Scalable Graph Analytics
Many big data applications in business and science require the management and analysis of huge amounts of graph data. Suitable systems to manage and to analyze such graph data should meet a number of challenging requirements including support for an expressive graph data model, powerful query and graph mining capabilities, ease of use as well as high performance and scalability. In this tutorial, we survey current system approaches for management and analysis of ”big graph data”. We discuss graph database systems, distributed graph processing systems such as Google Pregel and its variations, and graph dataﬂow approaches based on Apache Spark and Flink. We further introduce a new research framework called Gradoop, developed at the German Big Data center ScaDS, that is built on the so-called Extended Property Graph Data Model with dedicated support for analyzing not only single graphs but also collections of graphs. We also discuss current and future research challenges.

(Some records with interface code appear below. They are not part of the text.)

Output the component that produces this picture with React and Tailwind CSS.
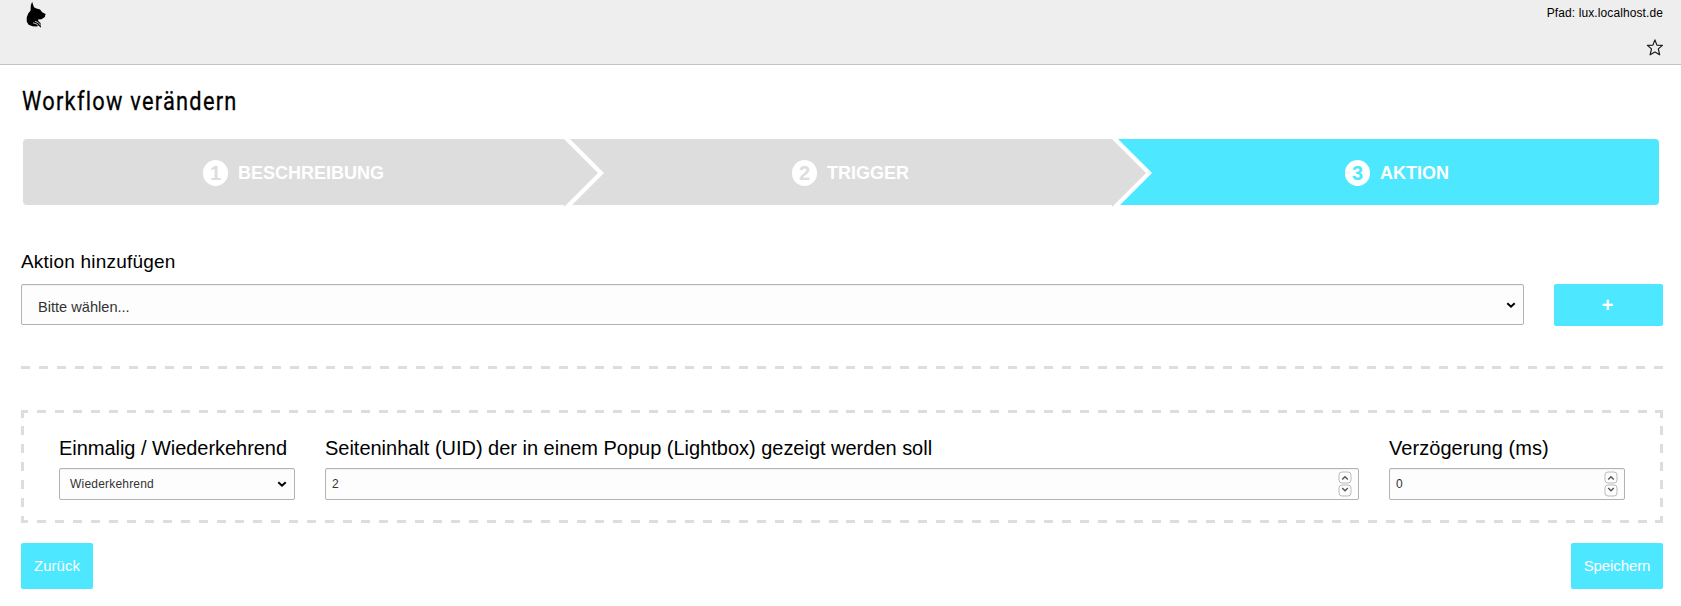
import React from "react";

const steps = [
  { n: "1", label: "BESCHREIBUNG", box: "w-[541px] gap-[10px] rounded-l-[4px] bg-[#ddd] text-[#ddd]" },
  { n: "2", label: "TRIGGER", box: "w-[548px] gap-[10px] pl-[25px] bg-[#ddd] text-[#ddd]" },
  { n: "3", label: "AKTION", box: "w-[547px] gap-[10px] pl-[23px] rounded-r-[4px] bg-[#4de8ff] text-[#4de8ff]" },
];

function Arrow() {
  return (
    <svg className="absolute left-full top-0 z-10" width="40" height="69" viewBox="0 0 40 69">
      <path d="M0 0H6L40 34L5 69H0Z" fill="#fff" />
      <path d="M0 0L34 34L0 68Z" fill="#ddd" />
    </svg>
  );
}

function Chevron({ className }) {
  return (
    <svg className={className} width="10" height="7" viewBox="0 0 10 7" fill="none" stroke="#000" strokeWidth="2">
      <path d="M1.3 1.2L5 4.7L8.7 1.2" />
    </svg>
  );
}

function Spin({ up }) {
  return (
    <svg width="14" height="13" viewBox="0 0 14 13" fill="none">
      <rect x="1" y="1" width="12" height="11" rx="3" stroke="#bbb" />
      <path d={up ? "M4.2 8.5L7 5.8L9.8 8.5" : "M4.2 4L7 6.7L9.8 4"} stroke="#555" strokeWidth="1.4" />
    </svg>
  );
}

const field = "flex items-center rounded-[2px] border border-[#b3b3b3] bg-[#fdfdfd] text-[#333] shadow-[inset_0_1px_1px_rgba(0,0,0,0.05)]";

function NumberField({ value }) {
  return (
    <div className={`${field} h-8 justify-between pl-[6px] pr-[6px] text-[12px]`}>
      <span>{value}</span>
      <span className="flex flex-col">
        <Spin up />
        <Spin />
      </span>
    </div>
  );
}

export default function App() {
  return (
    <div className="h-[606px] w-[1681px] overflow-hidden bg-white font-['Liberation_Sans',Arial,sans-serif] text-black">
      <header className="flex h-[65px] justify-between border-b border-[#c3c3c3] bg-[#eee] pl-[26px] pr-[18px]">
        <svg className="mt-[1px]" width="20" height="28" viewBox="0 0 20 28">
          <path
            d="M6.1 .8L8 6.2L10.5 7.6L14 8.6L16.2 11.2L19.6 13L18.8 16L15.5 18.3L12 18.6L12.3 20L14.5 22L15 26.8L12.8 25L10.2 25.6L6.5 25.2L2.6 23.8L.8 20.8L.7 16.5L2.2 12.5L4.6 9.5L4.8 4.6Z"
            fill="#000"
          />
          <path d="M7 21.8L10.8 23L13.6 26.4M9 20.3L12.2 21.6L14.6 24.4" fill="none" stroke="#eee" strokeWidth=".8" />
        </svg>
        <div className="flex flex-col items-end pt-[5px]">
          <span className="text-[12px] leading-[16px] tracking-[0.1px]">Pfad: lux.localhost.de</span>
          <svg className="mt-[18px]" width="17" height="17" viewBox="0 0 17 17">
            <path d="M8.9 .9L10.9 6.1L16.4 6.4L12.3 9.9L13.7 15.8L8.9 13L4.1 15.8L5.5 9.9L1.4 6.4L6.9 6.1Z" fill="none" stroke="#1a1a1a" strokeWidth="1.2" strokeLinejoin="round" />
          </svg>
        </div>
      </header>

      <main className="flex flex-col pl-[21px] pr-[18px]">
        <h1 className="ml-px mt-[20px] h-[32px] w-max origin-left scale-x-[0.838] whitespace-nowrap font-['Roboto',sans-serif] text-[26px] font-normal leading-[32px] tracking-[1.5px] [-webkit-text-stroke:0.3px_#000]">
          Workflow verändern
        </h1>

        <nav className="ml-[2px] mt-[22px] flex h-[66px] w-[1636px]">
          {steps.map((s, i) => (
            <div key={s.n} className={`relative flex items-center justify-center ${s.box}`}>
              <span className="mt-[2px] flex h-[26px] w-[25px] items-center justify-center rounded-full bg-white text-[20px] font-bold leading-[26px]">
                {s.n}
              </span>
              <span className="mt-px text-[18px] font-bold leading-[20px] text-white">{s.label}</span>
              {i < 2 && <Arrow />}
            </div>
          ))}
        </nav>

        <label className="mt-[45px] text-[19px] leading-[24px] tracking-[0.2px]">Aktion hinzufügen</label>
        <div className="mt-[10px] flex gap-[30px]">
          <div className={`${field} h-[41px] flex-1 justify-between pl-[16px] pr-[7px] text-[14.6px]`}>
            <span className="pt-[6px]">Bitte wählen...</span>
            <Chevron className="mt-[2px]" />
          </div>
          <button className="h-[42px] w-[109px] rounded-[2px] bg-[#4de8ff] pr-[2px] text-[20px] font-bold text-white">+</button>
        </div>

        <hr className="mt-[40px] h-[3px] border-0 bg-[repeating-linear-gradient(90deg,#ddd_0_9px,transparent_9px_17.945px)]" />

        <section className="mt-[41px] grid h-[113px] grid-cols-[236px_1fr_236px] gap-x-[30px] bg-[image:repeating-linear-gradient(90deg,#ddd_-1.5px_7.5px,transparent_7.5px_16.478px),repeating-linear-gradient(90deg,#ddd_-1.5px_7.5px,transparent_7.5px_16.478px),repeating-linear-gradient(180deg,#ddd_-1.4px_7.5px,transparent_7.5px_16.45px),repeating-linear-gradient(180deg,#ddd_-1.4px_7.5px,transparent_7.5px_16.45px)] bg-[size:100%_3px,100%_3px,3px_100%,3px_100%] bg-[position:left_top,left_bottom,left_top,right_top] bg-no-repeat px-[38px] pt-[26px]">
          <div>
            <div className="mb-[8px] whitespace-nowrap text-[20px] leading-[24px] tracking-[-0.04px]">Einmalig / Wiederkehrend</div>
            <div className={`${field} h-8 justify-between pl-[10px] pr-[7px] text-[12px]`}>
              <span className="tracking-[0.2px]">Wiederkehrend</span>
              <Chevron />
            </div>
          </div>
          <div>
            <div className="mb-[8px] text-[20px] leading-[24px] tracking-[-0.015px]">Seiteninhalt (UID) der in einem Popup (Lightbox) gezeigt werden soll</div>
            <NumberField value="2" />
          </div>
          <div>
            <div className="mb-[8px] text-[20px] leading-[24px] tracking-[0.05px]">Verzögerung (ms)</div>
            <NumberField value="0" />
          </div>
        </section>

        <div className="mt-[20px] flex justify-between text-[15px] text-white">
          <button className="h-[46px] w-[72px] rounded-[2px] bg-[#4de8ff]">Zurück</button>
          <button className="h-[46px] w-[92px] rounded-[2px] bg-[#4de8ff] tracking-[-0.1px]">Speichern</button>
        </div>
      </main>
    </div>
  );
}
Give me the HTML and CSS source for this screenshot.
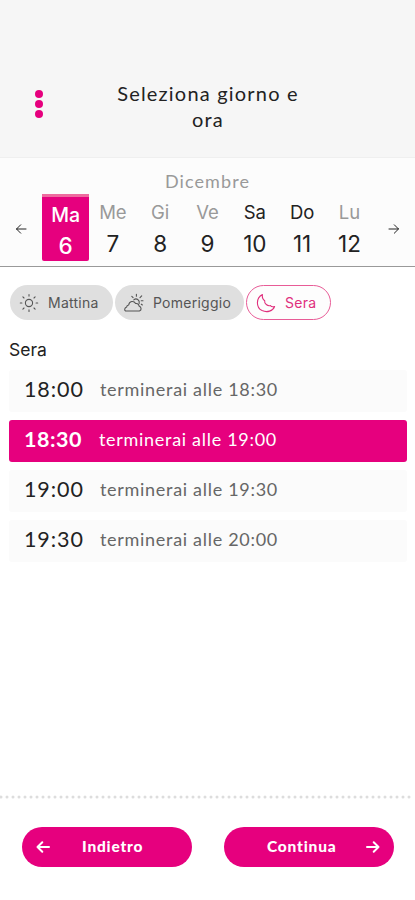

Erhard Rahm is full professor for databases at the computer science institute of the University of Leipzig, Germany. His current research focusses on Big Data, graph analytics and data integration. He has authored several books and more than 200 peer-reviewed journal and conference publications. His research has been awarded several times, in particular with the renowned 10-year best-paper award of the conference series VLDB (Very Large Databases) and the Influential Paper Award of the conference series ICDE (Int. Conf. on Data Engineering). Prof. Rahm is one of the two scientific coordinators of the new German center of excellence on Big Data ScaDS (competence center for SCAlable Data services and Solutions) Dresden/Leipzig.